→ The task: Spot each line that carries the word "this"; copy those lines.

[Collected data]
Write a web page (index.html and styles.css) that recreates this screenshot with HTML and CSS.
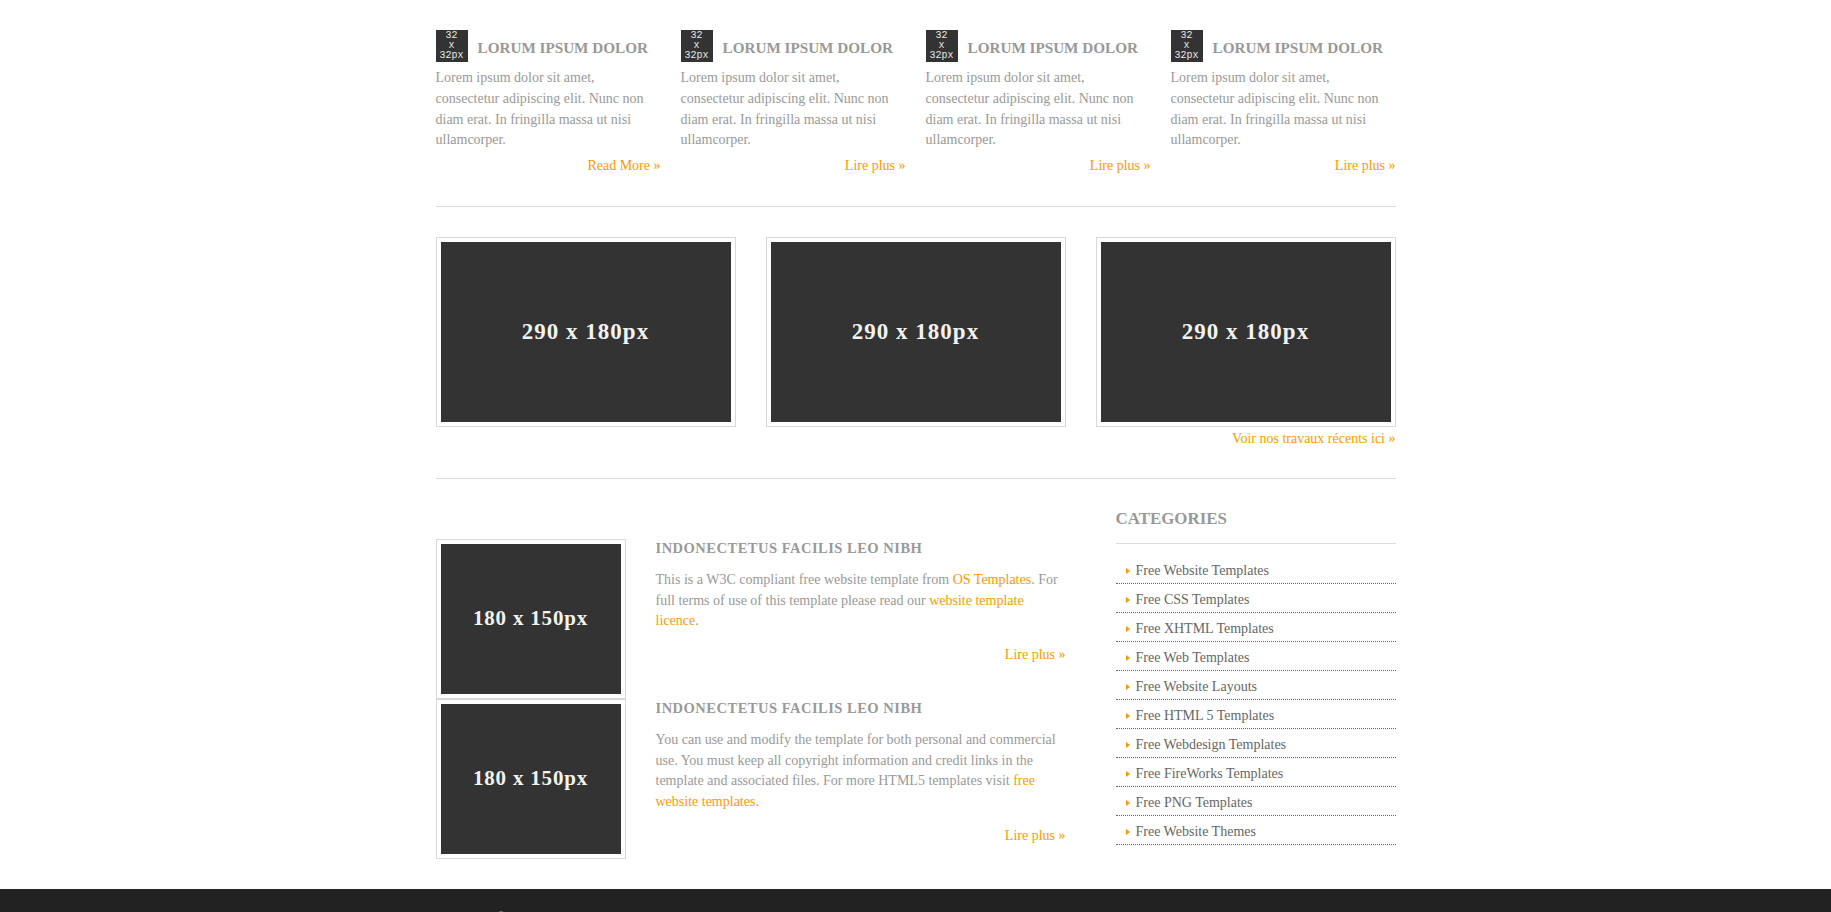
FILE: index.html
```html
<!DOCTYPE html>
<html lang="en">
<head>
<meta charset="utf-8">
<title>Template</title>
<link rel="stylesheet" href="styles.css">
</head>
<body>
<div class="wrapper">
  <section class="services">
    <article class="service">
      <header class="service-head">
        <div class="icon32"><span>32</span><span>x</span><span>32px</span></div>
        <h2 class="service-title">LORUM IPSUM DOLOR</h2>
      </header>
      <p>Lorem ipsum dolor sit amet, consectetur adipiscing elit. Nunc non diam erat. In fringilla massa ut nisi ullamcorper.</p>
      <p class="more"><a href="#">Read More &raquo;</a></p>
    </article>
    <article class="service">
      <header class="service-head">
        <div class="icon32"><span>32</span><span>x</span><span>32px</span></div>
        <h2 class="service-title">LORUM IPSUM DOLOR</h2>
      </header>
      <p>Lorem ipsum dolor sit amet, consectetur adipiscing elit. Nunc non diam erat. In fringilla massa ut nisi ullamcorper.</p>
      <p class="more"><a href="#">Lire plus &raquo;</a></p>
    </article>
    <article class="service">
      <header class="service-head">
        <div class="icon32"><span>32</span><span>x</span><span>32px</span></div>
        <h2 class="service-title">LORUM IPSUM DOLOR</h2>
      </header>
      <p>Lorem ipsum dolor sit amet, consectetur adipiscing elit. Nunc non diam erat. In fringilla massa ut nisi ullamcorper.</p>
      <p class="more"><a href="#">Lire plus &raquo;</a></p>
    </article>
    <article class="service">
      <header class="service-head">
        <div class="icon32"><span>32</span><span>x</span><span>32px</span></div>
        <h2 class="service-title">LORUM IPSUM DOLOR</h2>
      </header>
      <p>Lorem ipsum dolor sit amet, consectetur adipiscing elit. Nunc non diam erat. In fringilla massa ut nisi ullamcorper.</p>
      <p class="more"><a href="#">Lire plus &raquo;</a></p>
    </article>
  </section>

  <hr class="sep">

  <section class="gallery">
    <div class="gallery-row">
      <figure class="ph ph-lg"><div class="ph-inner">290 x 180px</div></figure>
      <figure class="ph ph-lg"><div class="ph-inner">290 x 180px</div></figure>
      <figure class="ph ph-lg"><div class="ph-inner">290 x 180px</div></figure>
    </div>
    <p class="more more-flush"><a href="#">Voir nos travaux récents ici &raquo;</a></p>
  </section>

  <hr class="sep sep-tight">

  <div class="content">
    <main class="main">
      <article class="post">
        <figure class="ph ph-sm"><div class="ph-inner">180 x 150px</div></figure>
        <div class="post-body">
          <h3 class="post-title">INDONECTETUS FACILIS LEO NIBH</h3>
          <p>This is a W3C compliant free website template from <a href="#">OS Templates</a>. For full terms of use of this template please read our <a href="#">website template licence</a>.</p>
          <p class="more"><a href="#">Lire plus &raquo;</a></p>
        </div>
      </article>
      <article class="post">
        <figure class="ph ph-sm"><div class="ph-inner">180 x 150px</div></figure>
        <div class="post-body">
          <h3 class="post-title">INDONECTETUS FACILIS LEO NIBH</h3>
          <p>You can use and modify the template for both personal and commercial use. You must keep all copyright information and credit links in the template and associated files. For more HTML5 templates visit <a href="#">free website templates</a>.</p>
          <p class="more"><a href="#">Lire plus &raquo;</a></p>
        </div>
      </article>
    </main>
    <aside class="sidebar">
      <h2 class="side-title">CATEGORIES</h2>
      <ul class="cat-list">
        <li><a href="#">Free Website Templates</a></li>
        <li><a href="#">Free CSS Templates</a></li>
        <li><a href="#">Free XHTML Templates</a></li>
        <li><a href="#">Free Web Templates</a></li>
        <li><a href="#">Free Website Layouts</a></li>
        <li><a href="#">Free HTML 5 Templates</a></li>
        <li><a href="#">Free Webdesign Templates</a></li>
        <li><a href="#">Free FireWorks Templates</a></li>
        <li><a href="#">Free PNG Templates</a></li>
        <li><a href="#">Free Website Themes</a></li>
      </ul>
    </aside>
  </div>
</div>

<footer class="footer">
  <div class="footer-inner">
    <p>Copyright &copy; 2012 - All Rights Reserved - <a href="#">Domain Name</a></p>
    <p>Template by <a href="#">OS Templates</a></p>
  </div>
</footer>
</body>
</html>
```

FILE: styles.css
```css
html, body {
  margin: 0;
  padding: 0;
  background: #fff;
}

body {
  font-family: "Liberation Serif", "Times New Roman", serif;
  font-size: 14px;
  color: #999;
}

a {
  color: #f90;
  text-decoration: none;
}

.wrapper {
  width: 960px;
  margin: 0 auto;
  padding-top: 30px;
}

/* Services row */
.services {
  display: grid;
  grid-template-columns: repeat(4, 225px);
  column-gap: 20px;
}

.service-head {
  display: flex;
  align-items: center;
  gap: 10px;
  height: 32px;
  margin-bottom: 6px;
}

.icon32 {
  flex: none;
  width: 32px;
  height: 32px;
  background: #333;
  color: #e8e8e8;
  font-family: "Liberation Mono", "DejaVu Sans Mono", monospace;
  font-size: 10px;
  line-height: 10px;
  display: flex;
  flex-direction: column;
  align-items: center;
  padding-top: 1px;
  box-sizing: border-box;
}

.service-title {
  margin: 0;
  padding-top: 4px;
  font-size: 15.2px;
  line-height: 20px;
  font-weight: bold;
  color: #999;
}

.service p {
  margin: 0;
  line-height: 20.8px;
}

.more {
  text-align: right;
  line-height: 20.8px;
}

.service .more {
  margin-top: 5px;
}

.more-flush {
  margin: 2px 0 0;
}

.sep {
  border: 0;
  border-top: 1px solid #ddd;
  height: 0;
  margin: 29px 0 30px;
}

.sep-tight {
  margin: 28px 0 0;
}

/* Gallery */
.gallery-row {
  display: flex;
  gap: 30px;
}

.ph {
  margin: 0;
  border: 1px solid #d8d8d8;
  padding: 4px;
  flex: none;
}

.ph-inner {
  background: #333;
  color: #f2f2f2;
  display: flex;
  align-items: center;
  justify-content: center;
}

.ph-lg .ph-inner {
  width: 290px;
  height: 180px;
  font-size: 23px;
  font-weight: bold;
  letter-spacing: 1px;
}

.ph-sm .ph-inner {
  width: 180px;
  height: 150px;
  font-size: 21px;
  font-weight: bold;
  letter-spacing: 0.8px;
}

/* Content */
.content {
  display: flex;
  gap: 50px;
  padding-bottom: 30px;
}

.main {
  width: 630px;
  padding-top: 60px;
}

.post {
  display: flex;
  gap: 30px;
  height: 160px;
}

.post-body {
  width: 410px;
}

.post-title {
  margin: 0;
  font-size: 14.5px;
  letter-spacing: 0.5px;
  line-height: 18px;
  font-weight: bold;
  color: #999;
}

.post-body p {
  margin: 13px 0 0;
  line-height: 20.8px;
}

.post-body .more {
  margin-top: 13px;
}

/* Sidebar */
.sidebar {
  width: 280px;
  padding-top: 30px;
}

.side-title {
  margin: 0 0 11px;
  font-size: 16.9px;
  line-height: 20px;
  font-weight: bold;
  color: #999;
  padding-bottom: 14px;
  border-bottom: 1px solid #ddd;
}

.cat-list {
  list-style: none;
  margin: 0;
  padding: 0;
}

.cat-list li {
  height: 25px;
  padding-top: 3px;
  line-height: 25px;
  border-bottom: 1px dotted #666;
  padding-left: 10px;
}

.cat-list li::before {
  content: "";
  display: inline-block;
  width: 0;
  height: 0;
  border-left: 4px solid #f90;
  border-top: 3px solid transparent;
  border-bottom: 3px solid transparent;
  margin-right: 6px;
  vertical-align: 1px;
}

.cat-list a {
  color: #666;
}

/* Footer */
.footer {
  background: #222;
  color: #999;
}

.footer-inner {
  width: 960px;
  margin: 0 auto;
  display: flex;
  justify-content: space-between;
  padding: 19px 0;
}

.footer-inner p {
  margin: 0;
  line-height: 20px;
}

.footer-inner a {
  color: #999;
}
```
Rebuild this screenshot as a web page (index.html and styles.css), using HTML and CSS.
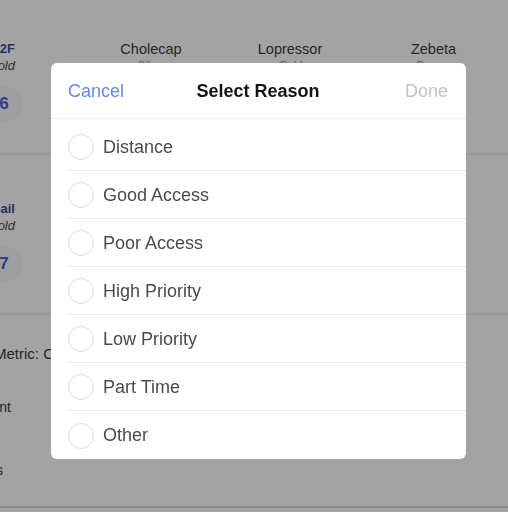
FILE: index.html
```html
<!DOCTYPE html>
<html lang="en">
<head>
<meta charset="utf-8">
<title>Select Reason</title>
<link rel="stylesheet" href="styles.css">
</head>
<body>
<main class="page">
  <section class="row">
    <div class="who">
      <div class="who-name">Unit 2F</div>
      <div class="who-tier">Gold</div>
      <div class="badge">6</div>
    </div>
    <div class="prod">
      <div class="prod-name">Cholecap</div>
      <div class="prod-tier">Silver</div>
    </div>
    <div class="prod">
      <div class="prod-name">Lopressor</div>
      <div class="prod-tier">Gold</div>
    </div>
    <div class="prod">
      <div class="prod-name">Zebeta</div>
      <div class="prod-tier">Bronze</div>
    </div>
  </section>
  <section class="row">
    <div class="who">
      <div class="who-name">Hannail</div>
      <div class="who-tier">Gold</div>
      <div class="badge">7</div>
    </div>
  </section>
  <section class="row row-last">
    <div class="metric">Metric: Calls</div>
    <div class="clip clip-nt">Segment</div>
    <div class="clip clip-s">Visits</div>
  </section>
</main>

<div class="overlay">
  <div class="sheet">
    <header class="sheet-head">
      <span class="btn-cancel">Cancel</span>
      <h1 class="sheet-title">Select Reason</h1>
      <span class="btn-done">Done</span>
    </header>
    <ul class="reasons">
      <li class="reason"><span class="radio"></span><span class="reason-label">Distance</span></li>
      <li class="reason"><span class="radio"></span><span class="reason-label">Good Access</span></li>
      <li class="reason"><span class="radio"></span><span class="reason-label">Poor Access</span></li>
      <li class="reason"><span class="radio"></span><span class="reason-label">High Priority</span></li>
      <li class="reason"><span class="radio"></span><span class="reason-label">Low Priority</span></li>
      <li class="reason"><span class="radio"></span><span class="reason-label">Part Time</span></li>
      <li class="reason"><span class="radio"></span><span class="reason-label">Other</span></li>
    </ul>
  </div>
</div>
</body>
</html>
```

FILE: styles.css
```css
* { box-sizing: border-box; }

html, body {
  margin: 0;
  padding: 0;
  width: 508px;
  height: 512px;
  overflow: hidden;
  background: #ffffff;
  font-family: "Liberation Sans", Arial, sans-serif;
}

.page {
  margin-top: -5px;
}

.row {
  display: grid;
  grid-template-columns: 81px 140px 138px 1fr;
  align-items: start;
  height: 160px;
  padding-top: 46px;
  border-bottom: 2px solid #efefef;
}

.row-last {
  display: block;
  height: 193px;
  padding-top: 31px;
  border-bottom: 2px solid #d6d6d6;
}

.who {
  width: 22px;
  display: flex;
  flex-direction: column;
  align-items: flex-end;
}

.who-name {
  padding-right: 7px;
  font-size: 13px;
  line-height: 16px;
  font-weight: 700;
  color: #3a4c98;
  white-space: nowrap;
}

.who-tier {
  padding-right: 7px;
  font-size: 13px;
  line-height: 17px;
  font-style: italic;
  color: #4c4c4c;
  white-space: nowrap;
}

.badge {
  margin-top: 12px;
  width: 36px;
  height: 36px;
  border-radius: 50%;
  background: #f7f8fc;
  display: flex;
  align-items: center;
  justify-content: center;
  font-size: 17px;
  font-weight: 700;
  color: #4660d2;
}

.prod {
  text-align: center;
}

.prod-name {
  font-size: 14.5px;
  line-height: 17px;
  color: #3a3a3a;
}

.prod-tier {
  font-size: 11px;
  line-height: 14px;
  font-style: italic;
  color: #888;
}

.metric {
  margin-left: -6px;
  font-size: 15px;
  line-height: 16px;
  color: #3a3a3a;
  white-space: nowrap;
}

.clip {
  display: flex;
  justify-content: flex-end;
  font-size: 14px;
  line-height: 16px;
  color: #3a3a3a;
  white-space: nowrap;
}

.clip-nt {
  width: 11px;
  margin-top: 37px;
}

.clip-s {
  width: 3px;
  margin-top: 47px;
}

.overlay {
  position: fixed;
  inset: 0;
  background: rgba(0, 0, 0, 0.36);
}

.sheet {
  position: absolute;
  left: 51px;
  top: 63px;
  width: 415px;
  height: 396px;
  background: #ffffff;
  border-radius: 6px;
  overflow: hidden;
}

.sheet-head {
  display: grid;
  grid-template-columns: 1fr auto 1fr;
  align-items: center;
  height: 56px;
  padding: 1px 18px 0 17px;
  border-bottom: 1px solid #efefef;
}

.btn-cancel {
  font-size: 18px;
  color: #6a89dc;
}

.sheet-title {
  margin: 0;
  font-size: 18px;
  font-weight: 700;
  color: #141414;
}

.btn-done {
  justify-self: end;
  font-size: 18px;
  color: #c3c3c3;
}

.reasons {
  list-style: none;
  margin: 0;
  padding: 4px 0 0;
}

.reason {
  display: flex;
  align-items: center;
  gap: 9px;
  height: 48px;
  padding-top: 1px;
  margin-left: 17px;
  border-bottom: 1px solid #ececec;
}

.reason:last-child {
  border-bottom: none;
}

.radio {
  width: 26px;
  height: 26px;
  border-radius: 50%;
  border: 1px solid #dcdcdc;
  flex: none;
}

.reason-label {
  font-size: 18px;
  color: #4a4a4a;
}
```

→ Exercise output:
Write a web page (index.html and styles.css) that recreates this screenshot with HTML and CSS.
          <p>This is a W3C compliant free website template from <a href="#">OS Templates</a>. For full terms of use of this template please read our <a href="#">website template licence</a>.</p>
Rebuild this screenshot as a web page (index.html and styles.css), using HTML and CSS.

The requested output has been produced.